Many people with type 1 diabetes have problems keeping their blood glucose levels under control when exercising, according to a new US study.
Exercise is extremely beneficial for people with type 1 diabetes because it can help regulate blood sugar levels and reduce the risk of cardiovascular disease. But hypoglycemia always needs to be carefully managed before, during and after exercise.
In this new study, a research team led by Dr Jordan Pinsker at the William Sansum Diabetes Centre, California, asked adults with type 1 diabetes to complete an online survey which focused on diabetes self-management and exercise.

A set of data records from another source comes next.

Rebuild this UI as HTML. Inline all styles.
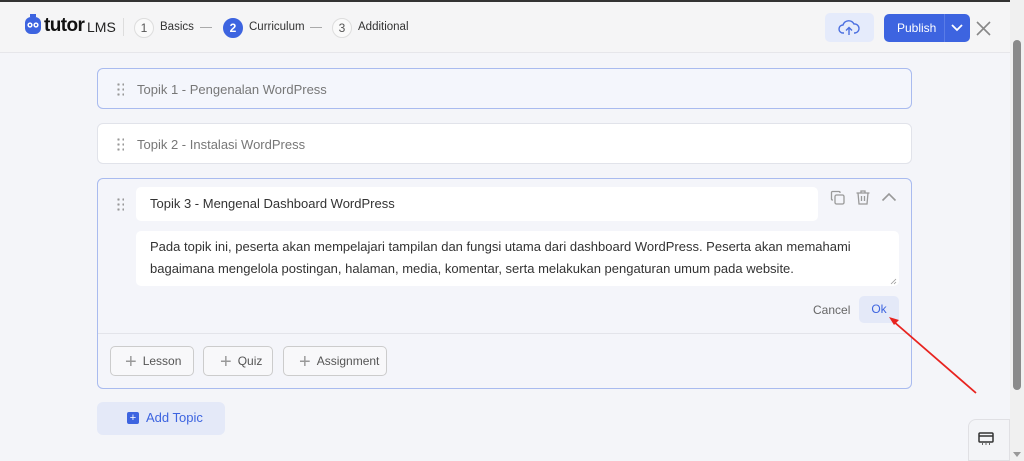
<!DOCTYPE html>
<html><head><style>
*{box-sizing:border-box;margin:0;padding:0}
body{width:1024px;height:461px;overflow:hidden;background:#f4f5f9;font-family:"Liberation Sans",sans-serif;position:relative;color:#444}
.top{position:absolute;left:0;top:0;width:1010px;height:53px;background:#f5f5f6;border-top:2px solid #333;border-bottom:1px solid #e6e6ea}
.abs{position:absolute}
.step{position:absolute;top:16px;width:20px;height:20px;border-radius:50%;border:1px solid #ddd;font-size:12px;text-align:center;line-height:18px;color:#555;background:#fafafa}
.lbl{position:absolute;top:19px;font-size:11.5px;color:#333}
.dash{position:absolute;top:25px;width:12px;height:1px;background:#aaa}
.card{position:absolute;left:97px;width:815px;border:1px solid #e1e3ea;border-radius:6px;background:#fff}
.dots{position:absolute;width:8px;height:14px;background-image:radial-gradient(circle,#999 1.1px,transparent 1.3px);background-size:5px 5px}
.t{position:absolute;font-size:13px;color:#777}
.btn{position:absolute;top:346px;height:30px;border:1px solid #ccc;border-radius:5px;font-size:12px;color:#555;line-height:28px;background:#f8f8fa}
.btn span{font-size:20px;color:#999;vertical-align:-3px;margin-right:6px;font-weight:300}
</style></head><body>
<div class="top">
 <svg class="abs" style="left:24px;top:12px" width="18" height="22" viewBox="0 0 18 22"><rect x="6" y="0" width="6" height="3" fill="#3d64e0"/><rect x="1" y="3" width="16" height="17" rx="6" fill="#3d64e0"/><circle cx="6" cy="11" r="2.6" fill="#fff"/><circle cx="12" cy="11" r="2.6" fill="#fff"/><circle cx="6" cy="11" r="1.1" fill="#3d64e0"/><circle cx="12" cy="11" r="1.1" fill="#3d64e0"/></svg>
 <div class="abs" style="left:44px;top:13px;font-size:19px;font-weight:bold;color:#111;letter-spacing:-0.6px">tutor</div>
 <div class="abs" style="left:87px;top:17px;font-size:14px;color:#222">LMS</div>
 <div class="abs" style="left:123px;top:16px;width:1px;height:18px;background:#ddd"></div>
 <div class="step" style="left:134px">1</div><div class="lbl" style="left:160px">Basics</div><div class="dash" style="left:200px"></div>
 <div class="step" style="left:223px;background:#3d64e0;border-color:#3d64e0;color:#fff;font-weight:bold">2</div><div class="lbl" style="left:249px">Curriculum</div><div class="dash" style="left:310px"></div>
 <div class="step" style="left:332px">3</div><div class="lbl" style="left:358px">Additional</div>
 <div class="abs" style="left:825px;top:11px;width:49px;height:29px;background:#e5ebfb;border-radius:5px"></div>
 <svg class="abs" style="left:838px;top:17px" width="22" height="18" viewBox="0 0 22 18" fill="none" stroke="#4b6fe0" stroke-width="1.4"><path d="M6 14H5a4 4 0 010-8 6 6 0 0111-1 4.5 4.5 0 011 9h-1"/><path d="M11 16V9M8 11.5l3-3 3 3"/></svg>
 <div class="abs" style="left:884px;top:12px;width:86px;height:28px;background:#3d64e0;border-radius:5px"></div>
 <div class="abs" style="left:897px;top:19px;font-size:12px;color:#fff">Publish</div>
 <div class="abs" style="left:944px;top:12px;width:1px;height:28px;background:#5a7ce6"></div>
 <svg class="abs" style="left:950px;top:21px" width="14" height="10" viewBox="0 0 14 10" fill="none" stroke="#fff" stroke-width="1.8"><path d="M2 2l5 5 5-5"/></svg>
 <svg class="abs" style="left:976px;top:19px" width="15" height="15" viewBox="0 0 15 15" stroke="#888" stroke-width="1.6"><path d="M1 1l13 13M14 1L1 14"/></svg>
</div>

<div class="card" style="top:68px;height:41px;background:#f4f6fc;border-color:#a9bbef"><div class="dots" style="left:18px;top:13px"></div><div class="t" style="left:39px;top:13px">Topik 1 - Pengenalan WordPress</div></div>
<div class="card" style="top:123px;height:41px"><div class="dots" style="left:18px;top:13px"></div><div class="t" style="left:39px;top:13px">Topik 2 - Instalasi WordPress</div></div>

<div class="card" style="top:178px;height:211px;background:#f4f5fa;border-color:#a9bbef">
 <div class="dots" style="left:18px;top:18px"></div>
 <div class="abs" style="left:38px;top:8px;width:682px;height:34px;background:#fff;border-radius:5px"></div>
 <div class="t" style="left:52px;top:17px;color:#333">Topik 3 - Mengenal Dashboard WordPress</div>
 <svg class="abs" style="left:732px;top:11px" width="16" height="16" viewBox="0 0 16 16" fill="none" stroke="#999" stroke-width="1.3"><rect x="5" y="5" width="9" height="9" rx="1.5"/><path d="M3 10H2.5A1 1 0 011.5 9V2.5a1 1 0 011-1H9a1 1 0 011 1V3"/></svg>
 <svg class="abs" style="left:757px;top:10px" width="16" height="17" viewBox="0 0 16 17" fill="none" stroke="#999" stroke-width="1.3"><path d="M1.5 4h13M6 4V2h4v2M3 4l1 11h8l1-11M6.5 7v5M9.5 7v5"/></svg>
 <svg class="abs" style="left:783px;top:13px" width="16" height="10" viewBox="0 0 16 10" fill="none" stroke="#999" stroke-width="1.6"><path d="M1.5 8.5L8 2l6.5 6.5"/></svg>
 <div class="abs" style="left:38px;top:52px;width:763px;height:55px;background:#fff;border-radius:5px;font-size:13px;color:#333;line-height:22px;padding:5px 14px">Pada topik ini, peserta akan mempelajari tampilan dan fungsi utama dari dashboard WordPress. Peserta akan memahami bagaimana mengelola postingan, halaman, media, komentar, serta melakukan pengaturan umum pada website.</div>
 <svg class="abs" style="left:792px;top:99px" width="7" height="7" viewBox="0 0 7 7" stroke="#999" stroke-width="0.8"><path d="M1 6L6 1M4 6L6 4"/></svg>
 <div class="abs" style="left:715px;top:124px;font-size:12px;color:#666">Cancel</div>
 <div class="abs" style="left:761px;top:117px;width:40px;height:27px;background:#e4e9f8;border-radius:5px;font-size:12px;color:#3d64e0;text-align:center;line-height:27px">Ok</div>
 <div class="abs" style="left:0;top:154px;width:813px;height:1px;background:#e3e4ea"></div>
</div>
<div class="btn" style="left:110px;width:84px;padding-left:14px"><span>+</span>Lesson</div>
<div class="btn" style="left:203px;width:70px;padding-left:16px"><span>+</span>Quiz</div>
<div class="btn" style="left:283px;width:104px;padding-left:15px"><span>+</span>Assignment</div>

<div class="abs" style="left:97px;top:402px;width:128px;height:33px;background:#e4e9f8;border-radius:6px"></div>
<div class="abs" style="left:127px;top:412px;width:12px;height:12px;background:#3d64e0;border-radius:2px;color:#fff;font-size:11px;line-height:12px;text-align:center">+</div>
<div class="abs" style="left:146px;top:410px;font-size:13px;color:#3d64e0">Add Topic</div>

<svg class="abs" style="left:0;top:0" width="1010" height="461"><path d="M976 393L893 321" stroke="#e8231f" stroke-width="1.8"/><path d="M889 317l10 3-5 5z" fill="#e8231f"/></svg>

<div class="abs" style="left:968px;top:419px;width:42px;height:42px;background:#f3f4f7;border:1px solid #e0e0e4;border-radius:8px 0 0 0"></div>
<svg class="abs" style="left:978px;top:432px" width="16" height="13" viewBox="0 0 16 13" fill="none" stroke="#333" stroke-width="1.5"><rect x="1" y="1" width="14" height="9" rx="1"/><path d="M1 4h14M4 12h1M7.5 12h1M11 12h1"/></svg>

<div class="abs" style="left:1010px;top:0;width:14px;height:461px;background:#f0f0f0"></div>
<div class="abs" style="left:1013px;top:40px;width:8px;height:350px;background:#8a8a8a;border-radius:4px"></div>
<div class="abs" style="left:1013px;top:452px;width:0;height:0;border-left:4px solid transparent;border-right:4px solid transparent;border-top:5px solid #999"></div>
</body></html>
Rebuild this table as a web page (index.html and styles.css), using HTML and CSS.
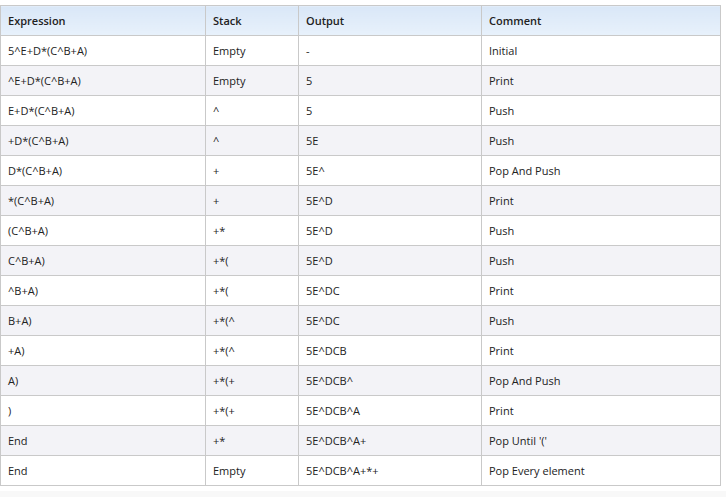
FILE: index.html
```html
<!DOCTYPE html>
<html>
<head>
<meta charset="utf-8">
<link rel="stylesheet" href="styles.css">
</head>
<body>
<div class="page">
<table class="steps">
<colgroup><col class="c1"><col class="c2"><col class="c3"><col class="c4"></colgroup>
<thead>
<tr><th>Expression</th><th>Stack</th><th>Output</th><th>Comment</th></tr>
</thead>
<tbody>
<tr><td>5^E+D*(C^B+A)</td><td>Empty</td><td>-</td><td>Initial</td></tr>
<tr><td>^E+D*(C^B+A)</td><td>Empty</td><td>5</td><td>Print</td></tr>
<tr><td>E+D*(C^B+A)</td><td>^</td><td>5</td><td>Push</td></tr>
<tr><td>+D*(C^B+A)</td><td>^</td><td>5E</td><td>Push</td></tr>
<tr><td>D*(C^B+A)</td><td>+</td><td>5E^</td><td>Pop And Push</td></tr>
<tr><td>*(C^B+A)</td><td>+</td><td>5E^D</td><td>Print</td></tr>
<tr><td>(C^B+A)</td><td>+*</td><td>5E^D</td><td>Push</td></tr>
<tr><td>C^B+A)</td><td>+*(</td><td>5E^D</td><td>Push</td></tr>
<tr><td>^B+A)</td><td>+*(</td><td>5E^DC</td><td>Print</td></tr>
<tr><td>B+A)</td><td>+*(^</td><td>5E^DC</td><td>Push</td></tr>
<tr><td>+A)</td><td>+*(^</td><td>5E^DCB</td><td>Print</td></tr>
<tr><td>A)</td><td>+*(+</td><td>5E^DCB^</td><td>Pop And Push</td></tr>
<tr><td>)</td><td>+*(+</td><td>5E^DCB^A</td><td>Print</td></tr>
<tr><td>End</td><td>+*</td><td>5E^DCB^A+</td><td>Pop Until '('</td></tr>
<tr><td>End</td><td>Empty</td><td>5E^DCB^A+*+</td><td>Pop Every element</td></tr>
</tbody>
</table>
<div class="foot"></div>
</div>
</body>
</html>
```
FILE: styles.css
```css
html, body {
  margin: 0;
  padding: 0;
  background: #ffffff;
}
.page {
  padding-top: 5px;
  font-family: "Open Sans", "Noto Sans", sans-serif;
  font-size: 11px;
  color: #222222;
}
.steps {
  border-collapse: collapse;
  table-layout: fixed;
  width: 720px;
}
.c1 { width: 205px; }
.c2 { width: 93px; }
.c3 { width: 183px; }
.c4 { width: 239px; }
.steps th, .steps td {
  border: 1px solid #c9c9c9;
  height: 29px;
  padding: 0 0 0 7px;
  text-align: left;
  vertical-align: middle;
  white-space: nowrap;
  overflow: hidden;
}
.steps th {
  font-weight: 600;
  color: #222222;
  background: linear-gradient(#d9e7f7, #e8f1fb);
}
.steps tbody tr:nth-child(even) td {
  background: #f3f3f7;
}
.foot {
  height: 6px;
  margin-top: 5px;
  background: #f8f8f8;
}
```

The 502 adults who completed the survey were recruited from the Type 1 Diabetes Exchange’s online patient community, Glu.
Prior to filling in the survey, Pinsker’s team wanted to investigate if it was possible to reduce the risk of early- and late-onset hypoglycemia following exercise .
They explored this possibility by making considered changes in carbohydrate intake and insulin use. Patients’ exercise preparations and insulin management techniques were examined before and after physical activity, and the researchers analysed how management changes could affect their routines.
The study revealed that 79 per cent of participants increased their carbohydrate intake before exercise; 69 per cent increased carb intake after exercise. Furthermore, 53 per cent decreased their bolus insulin before exercise, while 46 per cent decreased it after exercise.
Even after making changes to their management regimen, 70 per cent of people reported having low blood sugar after exercise. This, according to Pinsker’s team, needs to be addressed.
Participants found it hard to control their blood sugar levels during exercise and felt worried that exercising would lead to them experiencing hypoglycemia. This was the case among users of both insulin pump therapy and continuous glucose monitoring (CGM).
“These findings highlight the need for exercise-management strategies tailored to individuals’ overall diabetes management are needed for people to better manage their condition and avoid hypos,” said the study authors.
The findings appear in the Canadian Journal of Diabetes.